In its mission of preparing girls to “contribute to the world,” Winsor opens girls’ eyes to the world in countless ways. Students build global competencies at every level of the curriculum, including in cutting-edge non-Western courses. Learning opportunities extend into many aspects of school life, from global speaker assemblies to lunchtime cultural celebrations to international trips and exchanges that take girls as far away as China and India.
Girls also learn from each other. Responsible global citizenship starts at home. With many nationalities represented in the student body, the school is already a global microcosm.

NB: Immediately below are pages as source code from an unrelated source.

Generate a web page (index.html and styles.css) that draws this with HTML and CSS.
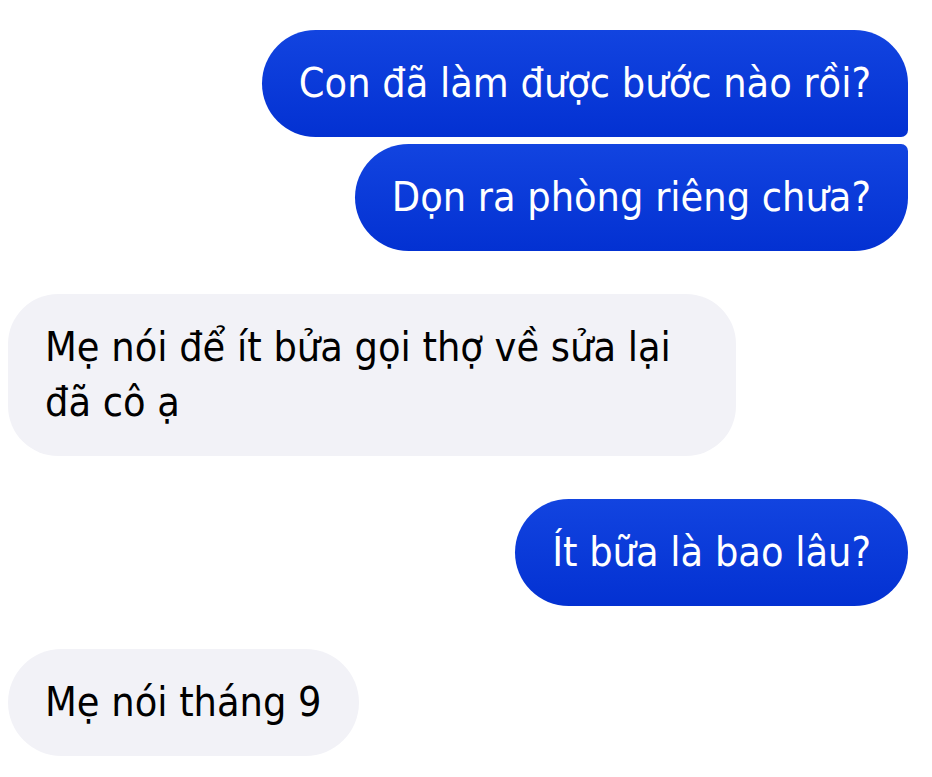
FILE: index.html
```html
<!DOCTYPE html>
<html lang="vi">
<head>
<meta charset="utf-8">
<title>Chat</title>
<link rel="stylesheet" href="styles.css">
</head>
<body>
<main class="chat">
  <div class="group group-out">
    <div class="bubble out first">Con đã làm được bước nào rồi?</div>
    <div class="bubble out last">Dọn ra phòng riêng chưa?</div>
  </div>
  <div class="group group-in">
    <div class="bubble in wide">Mẹ nói để ít bửa gọi thợ về sửa lại đã cô ạ</div>
  </div>
  <div class="group group-out">
    <div class="bubble out">Ít bữa là bao lâu?</div>
  </div>
  <div class="group group-in">
    <div class="bubble in">Mẹ nói tháng 9</div>
  </div>
</main>
</body>
</html>
```
FILE: styles.css
```css
html, body {
  margin: 0;
  padding: 0;
  background: #ffffff;
}

.chat {
  display: flex;
  flex-direction: column;
  gap: 43px;
  padding: 30px 24px 0 8px;
  font-family: "DejaVu Sans Condensed", "Liberation Sans Narrow", "Noto Sans", sans-serif;
}

.group {
  display: flex;
  flex-direction: column;
  gap: 7px;
}

.group-out {
  align-items: flex-end;
}

.group-in {
  align-items: flex-start;
}

.bubble {
  box-sizing: border-box;
  max-width: 728px;
  padding: 26px 37px;
  font-size: 41px;
  line-height: 55px;
  border-radius: 54px;
}

.out {
  color: #ffffff;
  background: linear-gradient(180deg, #1244e0 0%, #0331d2 100%);
}

.out.first {
  border-bottom-right-radius: 7px;
}

.out.last {
  border-top-right-radius: 7px;
}

.in {
  color: #000000;
  background: #f2f2f7;
}

.in.wide {
  border-radius: 50px;
}
```
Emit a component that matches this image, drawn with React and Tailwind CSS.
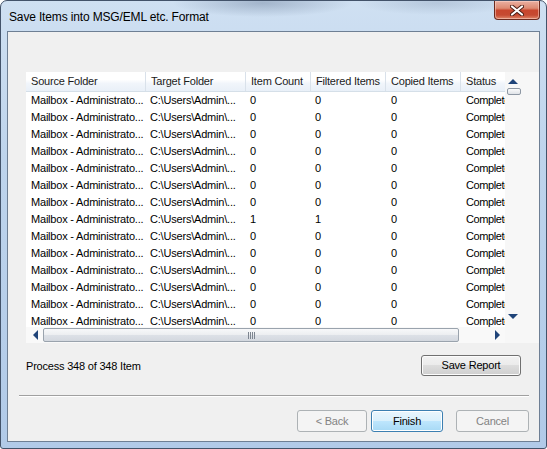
import React from "react";

const font = { fontFamily: '"Liberation Sans", Arial, sans-serif' };

const headers = [
  { label: "Source Folder", cls: "w-[120px]" },
  { label: "Target Folder", cls: "w-[100px]" },
  { label: "Item Count", cls: "w-[65px]" },
  { label: "Filtered Items", cls: "w-[75px]" },
  { label: "Copied Items", cls: "w-[75px]" },
  { label: "Status", cls: "w-[80px]" },
];

const rows = Array.from({ length: 14 }, (_, i) => (i === 7 ? ["1", "1", "0"] : ["0", "0", "0"]));

function Tri({ dir }) {
  if (dir === "up")
    return (
      <svg width="10" height="5" viewBox="0 0 10 5"><path d="M0 5 L5 0 L10 5 Z" fill="#1f4479" /></svg>
    );
  if (dir === "down")
    return (
      <svg width="10" height="5" viewBox="0 0 10 5"><path d="M0 0 L10 0 L5 5 Z" fill="#1f4479" /></svg>
    );
  if (dir === "left")
    return (
      <svg width="5" height="10" viewBox="0 0 5 10"><path d="M5 0 L5 10 L0 5 Z" fill="#1f4479" /></svg>
    );
  return (
    <svg width="5" height="10" viewBox="0 0 5 10"><path d="M0 0 L5 5 L0 10 Z" fill="#1f4479" /></svg>
  );
}

function Btn({ children, kind, cls }) {
  const base = "h-full rounded-[3px] border flex items-center justify-center text-[11px] tracking-[-0.2px] ";
  let k =
    "border-[#707070] text-black bg-[linear-gradient(180deg,#f2f2f2_0%,#ebebeb_50%,#dddddd_50%,#cfcfcf_100%)] shadow-[inset_0_0_0_1px_#fcfcfc]";
  if (kind === "disabled") k = "border-[#adb2b5] text-[#838383] bg-[#f4f4f4]";
  if (kind === "default")
    k =
      "border-[#3c7fb1] text-black bg-[linear-gradient(180deg,#eaf6fd_0%,#d9f0fc_50%,#bee6fd_50%,#a7d9f5_100%)] shadow-[inset_0_0_0_1px_#ffffff]";
  return <div className={base + k + " " + cls}>{children}</div>;
}

export default function App() {
  return (
    <div className="w-[547px] h-[449px] bg-white" style={font}>
      <div className="relative w-[547px] h-[449px] flex flex-col rounded-t-[7px] rounded-b-[3px] border border-[#43536a] bg-[radial-gradient(ellipse_90px_14px_at_48%_2px,rgba(80,100,130,0.35),transparent),radial-gradient(ellipse_80px_12px_at_80%_2px,rgba(80,100,130,0.2),transparent),linear-gradient(180deg,#cfe0f2_0%,#bed4ec_35%,#b1cae8_100%)]">
        <div className="h-[30px] flex items-center pl-[8px] pt-[1px] text-[12px] tracking-[-0.15px] text-black">
          Save Items into MSG/EML etc. Format
        </div>
        <div className="absolute top-0 right-[6px] w-[46px] h-[19px] rounded-b-[4px] border border-t-0 border-[#6b2a1e] bg-[linear-gradient(180deg,#eab0a2_0%,#dd8a72_40%,#c8462d_52%,#c64a31_78%,#e0876a_100%)] flex items-center justify-center shadow-[inset_0_0_0_1px_rgba(255,220,210,0.5)]">
          <svg width="14" height="11" viewBox="0 0 14 11">
            <path d="M2 1.5 L12 9.5 M12 1.5 L2 9.5" stroke="#4a1d14" strokeWidth="4" strokeLinecap="round" />
            <path d="M2 1.5 L12 9.5 M12 1.5 L2 9.5" stroke="#ffffff" strokeWidth="2.2" strokeLinecap="round" />
          </svg>
        </div>

        <div className="mx-[6px] mb-[6px] flex-1 border border-[#6e7f94] bg-[#f0f0f0] flex flex-col text-[11px] tracking-[-0.2px] text-black">
          <div className="pt-[40px] pl-[18px]">
            <div className="flex h-[271px]">
              <div className="w-[479px] flex flex-col bg-white">
                <div className="h-[20px] flex overflow-hidden shrink-0 border-b border-[#d5dfe8] bg-[linear-gradient(180deg,#ffffff_0%,#ffffff_40%,#f1f5fb_60%,#e9f0f8_100%)]">
                  {headers.map((h) => (
                    <div
                      key={h.label}
                      className={h.cls + " shrink-0 pl-[5px] flex items-center border-r border-[#d9e1ea] text-[#1b1b1b] whitespace-nowrap"}
                    >
                      {h.label}
                    </div>
                  ))}
                </div>
                <div className="h-[235px] overflow-hidden">
                  {rows.map((r, i) => (
                    <div key={i} className="h-[17px] flex whitespace-nowrap">
                      <div className="w-[120px] shrink-0 pl-[5px] flex items-center">Mailbox - Administrato...</div>
                      <div className="w-[100px] shrink-0 pl-[4px] flex items-center">C:\Users\Admin\...</div>
                      <div className="w-[65px] shrink-0 pl-[4px] flex items-center">{r[0]}</div>
                      <div className="w-[75px] shrink-0 pl-[4px] flex items-center">{r[1]}</div>
                      <div className="w-[75px] shrink-0 pl-[5px] flex items-center">{r[2]}</div>
                      <div className="w-[80px] shrink-0 pl-[5px] flex items-center tracking-[-0.4px]">Completed</div>
                    </div>
                  ))}
                </div>
                <div className="h-[16px] flex items-center bg-[#f9f9f9]">
                  <div className="ml-[7px] flex"><Tri dir="left" /></div>
                  <div className="ml-[5px] w-[416px] h-[14px] rounded-[2px] border border-[#9aa3ad] bg-[linear-gradient(180deg,#f7f8fa_0%,#eceef1_50%,#dde1e7_51%,#d3d8df_100%)] flex items-center justify-center">
                    <div className="flex gap-[1px] h-[7px]">
                      <div className="w-[1px] bg-[#7d8590]" />
                      <div className="w-[1px] bg-[#7d8590]" />
                      <div className="w-[1px] bg-[#7d8590]" />
                      <div className="w-[1px] bg-[#7d8590]" />
                    </div>
                  </div>
                  <div className="ml-[36px] flex"><Tri dir="right" /></div>
                </div>
              </div>
              <div className="w-[34px] bg-[#f7f7f7] flex flex-col pt-[7px] pb-[24px]">
                <div className="pl-[3px] flex"><Tri dir="up" /></div>
                <div className="mt-[4px] ml-[2px] w-[14px] h-[7px] rounded-[2px] border border-[#8e98a4] bg-[linear-gradient(180deg,#fbfbfb,#dfe3e8)]" />
                <div className="flex-1" />
                <div className="pl-[3px] flex"><Tri dir="down" /></div>
              </div>
            </div>
          </div>

          <div className="mt-[12px] h-[21px] pl-[18px] pr-[18px] flex items-center justify-between">
            <div className="pt-[1px]">Process 348 of 348 Item</div>
            <Btn cls="w-[100px]">Save Report</Btn>
          </div>

          <div className="mt-[19px] ml-[11px] mr-[10px] border-t border-[#a0a0a0] border-b border-b-white" />

          <div className="mt-[13px] h-[22px] pr-[10px] flex justify-end">
            <Btn kind="disabled" cls="w-[70px]">&lt; Back</Btn>
            <Btn kind="default" cls="w-[72px] ml-[4px]">Finish</Btn>
            <Btn kind="disabled" cls="w-[73px] ml-[13px]">Cancel</Btn>
          </div>
        </div>
      </div>
    </div>
  );
}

Located in Boston’s dynamic Longwood medical area, Winsor draws its 430 students from more than 50 communities. The school strives to be “a place where everyone feels welcome,” adds Mr. Braxton.
Affinity groups are one powerful way in which the school lives out its ideals of welcome and support for girls from diverse backgrounds. Every spring, at Winsor’s end-of-year celebration of affinity groups, students gather with their families and teachers to reflect on how meaningful the groups are to them.
The evening puts the spotlight on Winsor girls. Presenters include students involved in SISTERS, short for Sharing Individual Stories Through Everyone’s RootS, a support system for girls of African-American, Afro-Caribbean, Cape Verdean and Latina descent, and in AsIAm, a group for students of Asian descent.
“The best part,” explains one Winsor student, “is knowing that everyone is coming into the group with an open attitude and a willingness to understand each other. We bond with one another and share parts of ourselves and honestly become each other’s sisters.”
Through a Big Sister Program, older girls are matched as mentors to younger girls. From the start, “we try to teach girls the importance of actively and positively defining yourself,” Mr. Braxton adds.
Each fall, the school’s Parent Network for Diversity also sponsors a “welcome” event of its own, helping new girls and their families feel at home at Winsor.
Every day at Winsor, the school’s teachers foster girls’ confidence and sense of possibility. At one year-end celebration, Tanya Lindsay (’03) returned to speak. President of her Winsor class, Tanya went on to become president of the Black Students’ Organization at Columbia University. “It is in this community I learned to speak up and speak out,” she said. “It is in this community I learned to be confident in myself.”
Winsor’s lessons — and friendships — stay with girls for their lifetimes. The college choices of Winsor graduates reflect the strength of the school and its students. In the last five years, the colleges attracting the largest number of Winsor alumnae were Harvard, BC, Vanderbilt, Yale, Brown, Dartmouth, George Washington University and MIT. While college is in girls’ immediate futures, Winsor truly prepares them for life.
At Winsor, “what matters is what kind of women our students will become and that their futures are open to boundless possibilities,” explains Rachel Friis Stettler, the school’s director.
“We’re excited to share why Winsor is such a special place,” says Pamela Parks McLaurin, director of admission and financial aid and a Winsor graduate herself. When she talks to girls, she weaves a simple invitation into her conversations: “Challenge yourself. Enjoy yourself. Be yourself.”
The admission team looks carefully at every girl who applies, and seeks girls who will thrive here. Intellectual curiosity, academic ability, motivation, a generous spirit and a respect for difference are all part of what Winsor seeks.
SISTERS and AsIAm are two of many examples of community efforts at Winsor, each guided by the school’s Principles of Diversity. Those principles go hand in hand with Principles of Global Responsibility. Importantly, “Winsor acknowledges, supports and values the visible and not-so-visible areas of diversity,” adds Ms. McLaurin.